24 February 2021, 17:37 GMT 3 min read

Thursday 25 February 2021, London: The first of its kind, a global framework to support policymakers to decarbonise their heavy industries as part of COVID-19 economic recovery plans has been released today. The following civil society groups and major industrial businesses have endorsed the Framework Principles for Global Heavy Industrial Decarbonisation:  

Alliance for Energy Efficient Economy, Aldersgate Group, Architecture 2030, Carbon Leadership Forum, Clean Energy Canada, Corporate Leaders Group, Envision, Global Efficiency Intelligence, Global Energy Monitor, Godrej Industries, Jinko Solar, JSW Energy, JSW Cement, LanzaTech, Mahindra Group, Solutions for Our Climate, Tata Steel and United Nations High Level Champions

By officially endorsing the framework, these influential actors are coming together across sectors to call out the urgent need to accelerate and scale-up the decarbonisation of heavy industry to align with the goals of the Paris Agreement, including the need to limit warming to 1.5°C.  

Established by international non-profit the Climate Group and campaign organisation Mighty Earth, The Global Framework Principles for the Decarbonisation of Heavy Industry has been developed in close coordination with industry experts.

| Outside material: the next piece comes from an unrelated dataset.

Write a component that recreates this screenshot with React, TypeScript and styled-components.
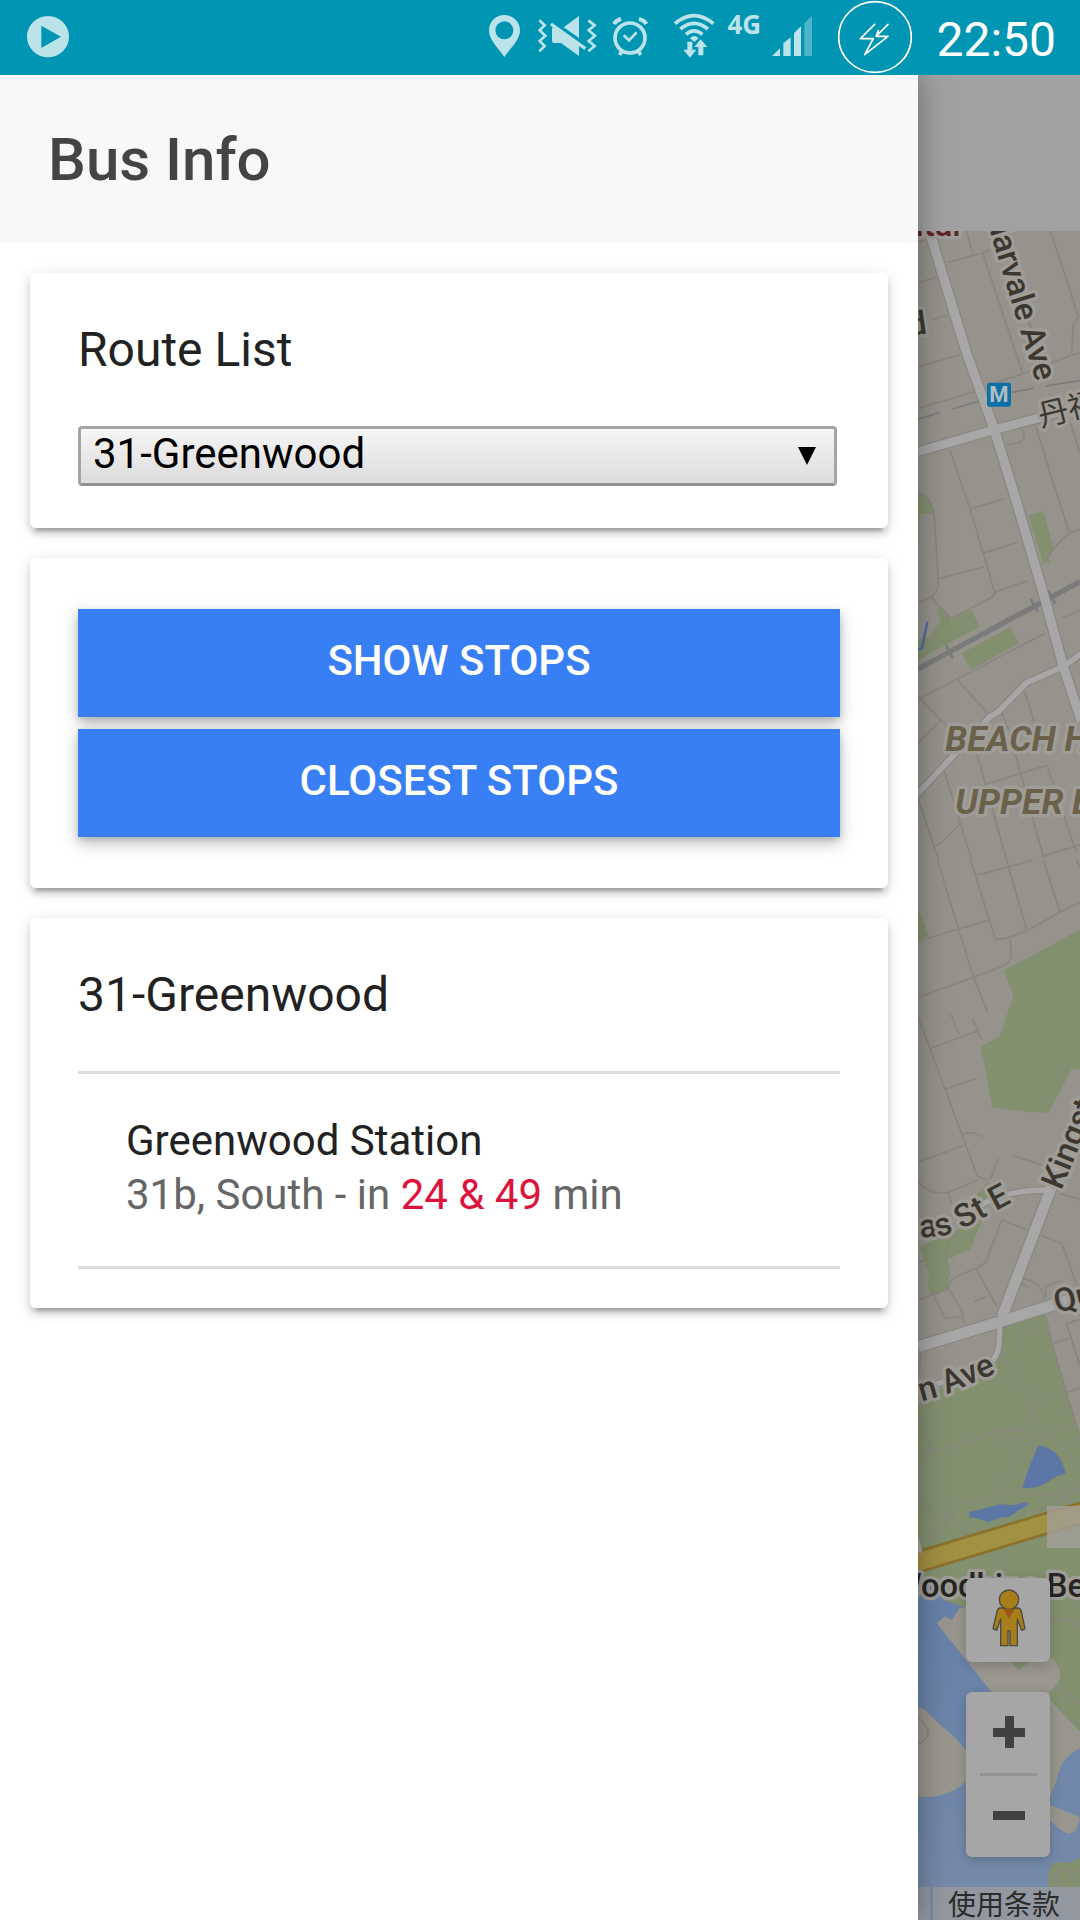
import React, { useState } from "react";
import styled, { createGlobalStyle } from "styled-components";

const GlobalStyle = createGlobalStyle`
  *, *::before, *::after { box-sizing: border-box; }
  body {
    margin: 0;
    background: #fff;
    font-family: Roboto, "Noto Sans CJK SC", sans-serif;
    color: #222;
  }
`;

const Screen = styled.div`
  display: flex;
  flex-direction: column;
  min-height: 100vh;
`;

/* ---------- status bar ---------- */

const StatusBar = styled.header`
  position: relative;
  z-index: 2;
  display: flex;
  justify-content: space-between;
  height: 75px;
  padding: 0 24px;
  background: #0095b3;
  color: #fff;
`;

const StatusGroup = styled.div`
  display: flex;
  align-items: center;
  gap: 12px;
`;

const Glyph = styled.svg<{ $w: number }>`
  display: block;
  flex: none;
  width: ${(p) => p.$w}px;
  height: 75px;
`;

const Network = styled.span`
  width: 33px;
  height: 40px;
  align-self: flex-start;
  padding-top: 6px;
  font: 700 26px/36px "Noto Sans", sans-serif;
  color: #bce3ea;
`;

const Clock = styled.time`
  padding-left: 12px;
  font-size: 48px;
  line-height: 75px;
  padding-top: 4px;
`;

const pale = "#bce3ea";

function StatusIcons() {
  return (
    <StatusGroup>
      <Glyph $w={40} viewBox="48 0 120 225" aria-label="Location">
        <path
          fill={pale}
          fillRule="evenodd"
          d="M103 45C77 45 57 65 57 91C57 121 84 143 103 171C122 143 150 121 150 91C150 65 129 45 103 45ZM103 64A27 27 0 1 1 103 118A27 27 0 1 1 103 64Z"
        />
      </Glyph>
      <Glyph $w={60} viewBox="204 0 180 225" aria-label="Vibrate">
        <path fill={pale} d="M281 82L327 48V114ZM246 84L250 82L327 132V168L273 129H252Q246 129 246 122Z" />
        <path d="M243 72L346 146" stroke={pale} strokeWidth="10" />
        <path
          d="M208 61L224 76L209 91L226 107L209 123L224 138L208 154M355 61L374 76L356 91L375 107L356 123L374 138L355 154"
          fill="none"
          stroke={pale}
          strokeWidth="8"
        />
      </Glyph>
      <Glyph $w={42} viewBox="420 0 126 225" aria-label="Alarm">
        <g fill="none" stroke={pale}>
          <circle cx="480" cy="114" r="45" strokeWidth="11" />
          <path d="M461 106L477 121L500 97" strokeWidth="8" />
          <path d="M432 72Q438 61 453 57M507 57Q523 61 529 72" strokeWidth="12" />
          <path d="M456 151L449 165M504 151L512 165" strokeWidth="11" />
        </g>
      </Glyph>
      <Glyph $w={51} viewBox="582 0 153 225" aria-label="Wi-Fi">
        <g fill="none" stroke={pale} strokeWidth="11">
          <path d="M615 71Q672 23 730 71" />
          <path d="M631 87Q672 53 714 87" />
          <path d="M648 103Q672 82 697 103" />
        </g>
        <path fill={pale} d="M660 115Q672 101 686 115L673 126Z" />
        <path
          fill={pale}
          d="M652 125H667V149H679L660 173L640 149H652ZM692 118L712 141H700V166H685V141H673Z"
        />
      </Glyph>
      <Network>4G</Network>
      <Glyph $w={54} viewBox="906 0 162 225" aria-label="Signal">
        <path fill={pale} d="M906 168L930 145V168ZM940 130L962 112V168H940ZM972 99L993 79V168H972Z" />
        <path fill="#4db5ca" d="M1003 70L1026 47V168H1003Z" />
      </Glyph>
      <Glyph $w={74} viewBox="114 0 222 225" aria-label="Power saving">
        <g fill="none" stroke="#fff">
          <ellipse cx="225" cy="111" rx="109" ry="106" strokeWidth="5" />
          <path
            d="M224 73L181 116H220L194 164L264 109H228L264 73M235 92L228 109M220 116L194 164"
            strokeWidth="5"
            strokeLinejoin="round"
            strokeLinecap="round"
          />
        </g>
      </Glyph>
      <Clock>22:50</Clock>
    </StatusGroup>
  );
}

/* ---------- drawer ---------- */

const Body = styled.div`
  display: flex;
  flex: 1;
`;

const Drawer = styled.aside`
  position: relative;
  z-index: 1;
  width: 85%;
  background: #fff;
  box-shadow: 0 0 30px rgba(0, 0, 0, 0.35);
`;

const DrawerBar = styled.div`
  display: flex;
  align-items: center;
  height: 168px;
  padding: 0 48px;
  background: #f8f8f8;
`;

const Title = styled.h1`
  margin: 0;
  font-size: 60px;
  font-weight: 500;
  color: #444;
`;

const Cards = styled.div`
  display: flex;
  flex-direction: column;
  gap: 30px;
  padding: 30px;
`;

const Card = styled.section<{ $pad: string }>`
  padding: ${(p) => p.$pad};
  border-radius: 6px;
  background: #fff;
  box-shadow: 0 6px 6px rgba(0, 0, 0, 0.14), 0 9px 3px -6px rgba(0, 0, 0, 0.2),
    0 3px 15px rgba(0, 0, 0, 0.12);
`;

const Heading = styled.h2`
  display: block;
  margin: 0 0 48px;
  font-size: 48px;
  font-weight: 400;
  line-height: 57px;
`;

const SelectBox = styled.div`
  display: grid;
  align-items: center;
  margin-right: 3px;
  > * {
    grid-area: 1 / 1;
  }
`;

const Select = styled.select`
  appearance: none;
  width: 100%;
  height: 60px;
  padding: 0 48px 4px 12px;
  border: 3px solid #a5a5a5;
  border-bottom-color: #919191;
  border-radius: 4px;
  background: linear-gradient(#f6f6f6, #dcdcdc);
  font: 400 42px/48px Roboto, sans-serif;
  color: #000;
`;

const Arrow = styled.svg`
  justify-self: end;
  width: 18px;
  height: 18px;
  margin-right: 21px;
  pointer-events: none;
`;

const ButtonStack = styled.div`
  display: grid;
  gap: 12px;
`;

const ActionButton = styled.button`
  height: 108px;
  padding: 0 0 4px;
  border: 0;
  background: #387ef5;
  box-shadow: 0 6px 15px rgba(0, 0, 0, 0.26), 0 3px 6px rgba(0, 0, 0, 0.12);
  font: 500 42px/48px Roboto, sans-serif;
  text-transform: uppercase;
  color: #fff;
`;

const StopList = styled.ul`
  margin: 0;
  padding: 0;
  list-style: none;
  border-top: 3px solid #ddd;
`;

const Stop = styled.li`
  padding: 40px 48px 44px;
  border-bottom: 3px solid #ddd;
  font-size: 42px;
  line-height: 54px;
`;

const Prediction = styled.p`
  margin: 0;
  color: #666;
`;

const Minutes = styled.span`
  color: crimson;
`;

/* ---------- map page behind the drawer ---------- */

const MapPage = styled.main`
  display: flex;
  flex: 1;
  flex-direction: column;
  min-width: 0;
  background: #a1a1a1;
`;

const MapBar = styled.div`
  height: 156px;
`;

const MapArea = styled.div`
  display: grid;
  flex: 1;
  grid-template: minmax(0, 1fr) / minmax(0, 1fr);
  overflow: hidden;
  background: #96938d;
  > * {
    grid-area: 1 / 1;
  }
`;

const MapDrawing = styled.svg`
  display: block;
  width: 100%;
  height: 100%;
  min-height: 0;
`;

const MapOverlay = styled.div`
  z-index: 0;
  display: flex;
  flex-direction: column;
  justify-content: flex-end;
`;

const Controls = styled.div`
  display: flex;
  flex-direction: column;
  align-items: flex-end;
  gap: 30px;
  padding: 0 30px 30px 0;
`;

const ControlBox = styled.div`
  display: flex;
  flex-direction: column;
  align-items: center;
  width: 84px;
  border-radius: 6px;
  background: #a6a6a6;
  box-shadow: 0 3px 12px rgba(0, 0, 0, 0.2);
`;

const ControlButton = styled.button<{ $h: number }>`
  display: grid;
  place-items: center;
  width: 84px;
  height: ${(p) => p.$h}px;
  padding: 0 0 2px 2px;
  border: 0;
  background: none;
`;

const Divider = styled.span`
  width: 57px;
  height: 3px;
  background: #939393;
`;

const MapFooter = styled.footer`
  display: flex;
  gap: 3px;
  height: 33px;
`;

const FooterTab = styled.span`
  width: 12px;
  background: #9096a0;
`;

const Terms = styled.a`
  flex: 1;
  padding-left: 15px;
  background: #9297a0;
  font: 400 28px/32px "Noto Sans CJK SC", sans-serif;
  white-space: nowrap;
  text-decoration: none;
  color: #2b2b2b;
`;

const MapLabel = styled.text`
  font-family: Roboto, "Noto Sans CJK SC", sans-serif;
  font-size: 98px;
  font-weight: 500;
  fill: #3c3830;
  stroke: #9f9d98;
  stroke-width: 20px;
  stroke-linejoin: round;
  paint-order: stroke;
`;

const StationLabel = styled(MapLabel)`
  font-size: 92px;
  font-weight: 400;
`;

const DistrictLabel = styled(MapLabel)`
  font-size: 106px;
  font-style: italic;
  font-weight: 700;
  fill: #6b614a;
`;

const green = "#83906f";
const sand = "#98968d";
const road = "#a7a7a7";
const edge = "#8a857f";
const pond = "#5c77a6";

const mainRoads = [
  { d: "M30 -200L40 20L146 367L226 587L291 797L376 1087L436 1307L490 1470", w: 28 },
  { d: "M0 662L226 597L376 557L500 518", w: 26 },
  { d: "M0 1687L216 1457L241 1442L326 1355L436 1307L500 1260", w: 17 },
  { d: "M130 2980C170 2910 270 2877 385 2877", w: 16 },
  { d: "M500 2640L440 2760L386 2907L251 3260", w: 32 },
  { d: "M0 3347L246 3272L500 3192", w: 33 },
  { d: "M246 3277L243 3337C239 3380 220 3400 190 3415L0 3477", w: 16 },
];

function MapCanvas() {
  return (
    <MapDrawing viewBox="0 0 486 5067" preserveAspectRatio="xMinYMin slice" role="img" aria-label="Map">
      <defs>
        <path id="dundas" d="M-350 3072L0 3022L81 3013Q116 3002 146 2987L282 2914" />
        <path id="eastern" d="M-360 3600L8 3512L86 3490L236 3425" />
        <linearGradient id="lake" x1="0" y1="0" x2="0" y2="1">
          <stop offset="0" stopColor="#6580aa" />
          <stop offset="1" stopColor="#778ba8" />
        </linearGradient>
      </defs>

      <g transform="translate(-54 3957)">
        <rect x="54" y="60" width="486" height="1050" fill="url(#lake)" />
        <path
          fill={green}
          d="M54 -40H540V545L450 450L400 330L357 360L332 336L198 175L130 150L110 120L80 100L54 110Z"
        />
        <path
          fill={sand}
          d="M110 220L135 198L155 210L178 175L200 172L332 336L357 360L395 330L450 320C482 345 490 380 470 405L448 425L450 450L540 545V595C490 620 475 660 470 690L450 740V765L540 802C532 850 515 852 500 850Q480 840 450 812L430 600L275 427Z"
        />
        <path fill={sand} d="M54 470L75 480L115 520Q160 555 198 600V695C150 735 100 745 54 740Z" />
        <path fill={green} d="M445 1010V975C450 935 475 930 500 940Q520 935 540 922V1050H500Z" />
        <path
          fill="none"
          stroke={edge}
          strokeWidth="5"
          d="M54 505Q85 530 85 550Q80 570 54 582M455 207C500 200 520 215 540 225M470 412L540 460M300 15L318 60M540 955L520 980L500 960Q470 955 468 985L480 1010"
        />
      </g>

      <g fill={green}>
        <path d="M0 787C31 792 44 822 46 849H4V935H0ZM331 852L376 840L406 949L391 977L396 992L376 999ZM54 1137L71 1125L101 1162L159 1137L186 1187L0 1287V1227L36 1217L68 1167ZM131 1267L276 1189L303 1237L158 1317Z" />
        <path d="M0 2037L16 2067L31 2115L0 2127ZM486 2095L346 2172L258 2217L286 2295L246 2414L189 2447L223 2629L321 2642L391 2646L461 2514L486 2517ZM171 2897L211 2852L235 2870L200 2910Z" />
        <path d="M6 3047L196 2960L156 3057L86 3085L94 3172L38 3194L28 3147L36 3142Z" />
        <path d="M246 3282L376 3250L416 3377L486 3607V3940H0V3500L200 3420L240 3385Z" />
      </g>

      <g fill="none" stroke={edge} strokeWidth="5">
        <path
          transform="translate(-54 -483)"
          d="M54 515L80 508M54 638L108 622M95 750L145 735M54 890L178 855M54 1015L225 965M200 483L218 552M145 578L270 542M248 550L368 910M452 483L535 740L520 765L515 850M280 940L368 912L515 855L540 848M382 740L405 810M150 1140L170 1200M320 1125L350 1120C370 1115 378 1100 368 1080M408 1070L445 1190M512 1060L540 1150"
        />
        <path
          transform="translate(-54 687)"
          d="M160 0L210 145L285 400L275 412L155 475M210 148L315 116M248 280L355 246M118 355L252 321M285 395L385 362M438 0L508 218L540 208M508 220C480 240 455 270 440 300M54 95C90 110 100 135 104 180L115 370C115 400 95 415 54 427M95 412L150 478M54 718L435 520M485 474L540 452M172 660L262 758M54 710L122 780L54 850M122 780L145 800M375 695L425 860M305 755L325 810M54 1015L115 1200M132 930L215 1200M230 880L320 1200M335 840L430 1190M258 972L440 916L530 1180M105 1158C140 1145 160 1105 182 1090M425 1190L540 1155"
        />
        <path
          transform="translate(-54 1887)"
          d="M112 0L175 205L222 355L262 455M212 0L285 235Q300 245 380 213L480 157L540 127M320 0L380 210M430 0L480 155M530 0L540 25M232 46L400 0M54 243L265 181M330 240C338 290 335 305 310 318L54 413M54 470L232 948L265 960M92 565L232 513M152 462L178 525M218 475L243 538M135 688L232 655M185 825C210 815 215 815 250 830M54 906L190 857M335 885L425 915M295 895L270 960M54 962C80 1000 110 1000 145 998L232 960M145 998L155 1030M480 1000L540 1018"
        />
        <path
          transform="translate(-54 2907)"
          d="M305 60L260 180Q250 195 228 205C150 235 148 240 145 265L185 330L192 370M228 205L290 320M222 305L262 288M305 60L485 130L530 255M54 187L75 182M54 300L145 268M100 285L135 355L185 350M368 235C410 245 425 260 435 295M435 260L482 243M435 260L440 290M360 250L385 262M435 345C465 470 510 620 540 725M460 432L508 415M540 358L500 370L540 500M500 577L540 565M62 460L58 520M175 95C140 120 135 160 140 180L150 230"
        />
        <path
          transform="translate(-54 2907)"
          strokeWidth="4"
          d="M310 470L395 375L440 420M300 483C350 480 340 520 360 540C400 620 400 640 395 680M54 750L105 752C180 740 260 700 300 692C360 685 440 700 480 730C530 780 540 850 530 880M300 715C350 770 350 800 290 885M62 640Q70 720 105 752C60 780 54 800 54 850M395 640C420 600 460 600 500 577M300 720C310 700 330 720 355 720C370 700 360 690 360 690L395 650M430 705L515 680M165 912C250 895 300 890 345 878L470 885L500 860L540 875M400 700C400 780 380 850 345 878M54 850C60 930 110 950 155 945L170 910M155 945L100 1030M155 945Q90 1000 80 1030M155 945L190 980C185 1000 190 1010 240 995M500 860C510 880 500 900 440 915L415 935M480 885L520 915"
        />
      </g>

      <path d="M0 565L66 544M103 534L201 505M281 484L346 472M382 465L486 449" fill="none" stroke="#7c7c7c" strokeWidth="5" />

      <g fill="none" stroke={edge}>
        {mainRoads.map((r) => (
          <path key={r.d} d={r.d} strokeWidth={r.w + 7} />
        ))}
      </g>
      <path d="M0 1314L486 1052" stroke="#7b7b7b" strokeWidth="16" />
      <path d="M84 1243L105 1282M338 1104L359 1143M391 1079L412 1118" stroke="#7b7b7b" strokeWidth="8" />
      <g fill="none" stroke={road}>
        {mainRoads.map((r) => (
          <path key={r.d} d={r.d} strokeWidth={r.w} />
        ))}
      </g>
      <path d="M0 1255L12 1251L28 1172" fill="none" stroke="#4c6da6" strokeWidth="7" />

      <g fill={pond}>
        <path d="M361 3644C396 3642 436 3677 443 3729Q416 3732 391 3752Q346 3777 314 3770Q331 3707 361 3644Z" />
        <path d="M153 3842L181 3837L246 3820L291 3822L326 3812L331 3822L296 3842L276 3857L246 3860L211 3874L176 3862L154 3859Z" />
      </g>
      <path d="M-14 3997L506 3841" stroke="#8b722c" strokeWidth="68" />
      <path d="M-14 3997L506 3841" stroke="#a29043" strokeWidth="52" />
      <path d="M-10 3900L8 3965" stroke={road} strokeWidth="12" />
      <rect x="387" y="3825" width="99" height="126" fill="#a39f98" fillOpacity="0.8" />

      <MapLabel x="128" y="16" textAnchor="end" style={{ fill: "#5c2522" }}>
        Hospital
      </MapLabel>
      <MapLabel transform="translate(354 454) rotate(73)" textAnchor="end">
        Cedarvale Ave
      </MapLabel>
      <MapLabel transform="translate(29 307) rotate(-8)" textAnchor="end">
        Rd
      </MapLabel>
      <rect x="207" y="455" width="72" height="72" rx="7" fill="#0a70a6" />
      <text x="243" y="514" textAnchor="middle" fontFamily="Roboto, sans-serif" fontSize="66" fontWeight="700" fill="#b4bcc2">
        M
      </text>
      <StationLabel transform="translate(369 588) rotate(-14)">丹福</StationLabel>
      <DistrictLabel x="82" y="1560">BEACH HILL</DistrictLabel>
      <DistrictLabel x="112" y="1750">UPPER BEACHES</DistrictLabel>
      <MapLabel transform="translate(430 2880) rotate(-68)">Kingston Rd</MapLabel>
      <MapLabel>
        <textPath href="#dundas" startOffset="100%" textAnchor="end">
          Dundas St E
        </textPath>
      </MapLabel>
      <MapLabel transform="translate(416 3246) rotate(-14)">Queen St E</MapLabel>
      <MapLabel>
        <textPath href="#eastern" startOffset="100%" textAnchor="end">
          Eastern Ave
        </textPath>
      </MapLabel>
      <MapLabel x="-76" y="4097" style={{ fill: "#262523" }}>
        Woodbine Beach
      </MapLabel>
    </MapDrawing>
  );
}

function Pegman() {
  return (
    <svg width="34" height="60" viewBox="273 115 102 180" aria-hidden="true">
      <g fill="#a87d1b" stroke="#4d4a42" strokeWidth="4" strokeLinejoin="round">
        <path d="M298 172H350Q358 172 361 182L372 234L362 239L349 205V285H327V240H321V285H299V205L287 239L276 234L288 182Q291 172 298 172Z" />
        <circle cx="324" cy="147" r="29" />
      </g>
      <path d="M308 175H341L324 204Z" fill="#9b5416" />
    </svg>
  );
}

const routes = ["31-Greenwood"];

export default function App() {
  const [route, setRoute] = useState(routes[0]);

  return (
    <>
      <GlobalStyle />
      <Screen>
        <StatusBar>
          <Glyph $w={48} viewBox="72 0 144 225" aria-label="Media playing">
            <ellipse cx="144" cy="110" rx="63" ry="62" fill={pale} />
            <path d="M124 77L183 110L124 144Z" fill="#0095b3" />
          </Glyph>
          <StatusIcons />
        </StatusBar>
        <Body>
          <Drawer>
            <DrawerBar>
              <Title>Bus Info</Title>
            </DrawerBar>
            <Cards>
              <Card $pad="48px 48px 42px">
                <Heading as="label" htmlFor="route">
                  Route List
                </Heading>
                <SelectBox>
                  <Select id="route" value={route} onChange={(e) => setRoute(e.target.value)}>
                    {routes.map((r) => (
                      <option key={r}>{r}</option>
                    ))}
                  </Select>
                  <Arrow viewBox="0 0 18 18" aria-hidden="true">
                    <path d="M0 0H18L9 18Z" />
                  </Arrow>
                </SelectBox>
              </Card>
              <Card $pad="51px 48px">
                <ButtonStack>
                  <ActionButton type="button">Show Stops</ActionButton>
                  <ActionButton type="button">Closest Stops</ActionButton>
                </ButtonStack>
              </Card>
              <Card $pad="48px 48px 39px">
                <Heading>{route}</Heading>
                <StopList>
                  <Stop>
                    Greenwood Station
                    <Prediction>
                      31b, South - in <Minutes>24 &amp; 49</Minutes> min
                    </Prediction>
                  </Stop>
                </StopList>
              </Card>
            </Cards>
          </Drawer>
          <MapPage>
            <MapBar />
            <MapArea>
              <MapCanvas />
              <MapOverlay>
                <Controls>
                  <ControlBox>
                    <ControlButton $h={84} type="button" aria-label="Street View">
                      <Pegman />
                    </ControlButton>
                  </ControlBox>
                  <ControlBox>
                    <ControlButton $h={81} type="button" aria-label="Zoom in">
                      <svg width="32" height="32" viewBox="0 0 32 32" aria-hidden="true">
                        <path d="M0 12H12V0H21V12H32V21H21V32H12V21H0Z" fill="#414141" />
                      </svg>
                    </ControlButton>
                    <Divider />
                    <ControlButton $h={81} type="button" aria-label="Zoom out">
                      <svg width="32" height="9" viewBox="0 0 32 9" aria-hidden="true">
                        <path d="M0 0H32V9H0Z" fill="#414141" />
                      </svg>
                    </ControlButton>
                  </ControlBox>
                </Controls>
                <MapFooter>
                  <FooterTab />
                  <Terms href="#terms">使用条款</Terms>
                </MapFooter>
              </MapOverlay>
            </MapArea>
          </MapPage>
        </Body>
      </Screen>
    </>
  );
}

It’s the first time a set of publicly available global guidelines has provided clear steps for how heavy industries like steel, cement, and chemicals across the world can stimulate economic growth while aligning with a 1.5°C climate trajectory.  

The framework sets out six core principles, each of which represent an essential lever that policymakers can use to ensure the successful decarbonisation of steel, cement, chemicals and other heavy industries. These include tying heavy industry public financing to emissions reduction plans, and prioritising investment in low- and zero-carbon technologies that will help phase out fossil fuel use in industrial processes.  

Jenny Chu, Head of Energy Productivity Initiatives at the Climate Group said: “In the wake of COVID-19, we have a critical window to reinvent and reimagine our global industrial economy for the better. Time is of the essence to adopt this framework and to avoid locking in inefficient, high-emitting industrial capital. Global leaders need to urgently put these principles into action while collaborating and coordinating efforts to ensure industry moves as a whole, creating a race to the top for a sustainable, just, and healthy industrial future." 

Margaret Hansbrough, Mighty Earth campaign director, said: “The last few months we have seen an unexpected cascade of net zero and carbon neutral commitments from steel, cement, and other heavy industry companies. With this framework, these companies and civil society groups are sending a very loud and clear signal to policymakers around the world, they are ready to get to work immediately on serious and collaborative policy measures to keep our planet from heating beyond 1.5C and fulfil those climate commitments with unprecedented urgency and action. Let’s get to work.”   

Heavy industry uses about a third of all energy and accounts for roughly a quarter of all global greenhouse gas emissions, which makes this a critical area to focus decarbonisation efforts. However, political leaders have yet to lock in a low carbon recovery for their heavy industries or even make it a top climate policy priority. In the coming months, as Europe, China, Japan, Korea, India, and North America deliberate on recovery and climate policies, the Climate Group, Mighty Earth and their allies will be calling on political and business leaders to embrace this global framework.